Prepare the lasagne sheets as described on the package, [or see my note above. I boil them 3 min. in a large pan of water].
[A note about organization: I find it helps to have everything laid out around me to build the lasagne: top left of my stove, a pan of boiling water, simmering away, to which I regularly add 3 sheets of pasta at a time, turning them over once so the top one gets cooked as well. You may have to add water as it evaporates away. A timer nearby to time the 3 minutes of boiling. Right, a plate to put the semi-boiled pasta sheets on, using a spatula. Scissors on the plate to cut some of the pasta to fit the size of the pan. Left, the béchamel. In the middle, my lasagne pan. Right, the bolognese sauce. Each sauce has its own spoon. And somewhere handy, the cheese(s) and pepper.]
Preheat the oven to 180°C. Butter a rectangular pan. Spread one spoonful of Béchamel, then make a layer of noodles, with as little overlap as possible. [Cut the last sheet of lasagne to shape with the scissors.] Add some meat sauce, enough to cover thinly the pasta. Then spread a layer of Béchamel. [I was a bit stingy with the Béchamel last time, worried this sauce would taste bland and floury, but that made my lasagne a bit too dry. So don't drown your dish in Béchamel, but don't be too apologetic about using it.]

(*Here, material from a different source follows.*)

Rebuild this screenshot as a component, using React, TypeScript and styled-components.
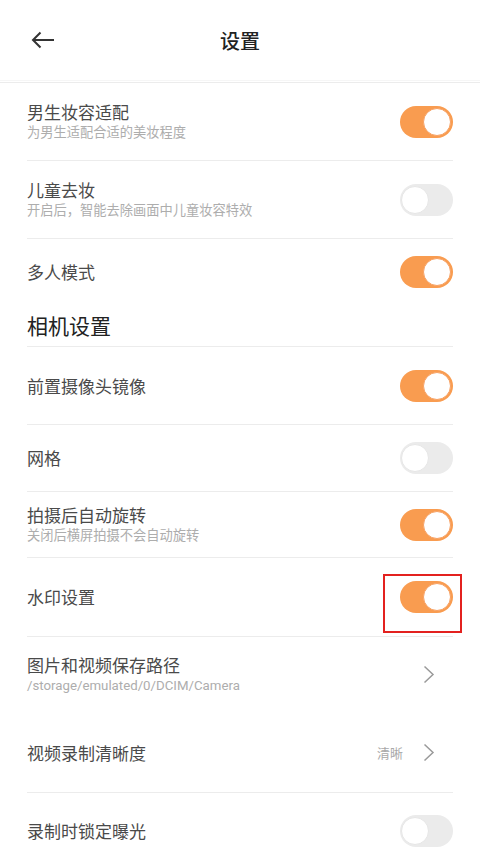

Sprinkle pieces of Mozzarella [if using], grate some pepper on top, and sprinkle with Parmesan. Repeat until the pan is full or all ingredients have been used.
[In the top-most picture here I actually had 5 layers, though as I cut out the first portion I lost the bottom layer to the pan.]
Cover the last sheet of pasta with Béchamel sauce. Sprinkle little pieces of butter. [The recipe doesn't say to sprinkle Parmesan on this last layer but I do]. Place in pre-heated oven and depending on the thickness of the Lasagne bake for 30 to 40 minutes.
[Other recipes recommend baking for shorter amounts of time. I would say no more than 30 minutes.]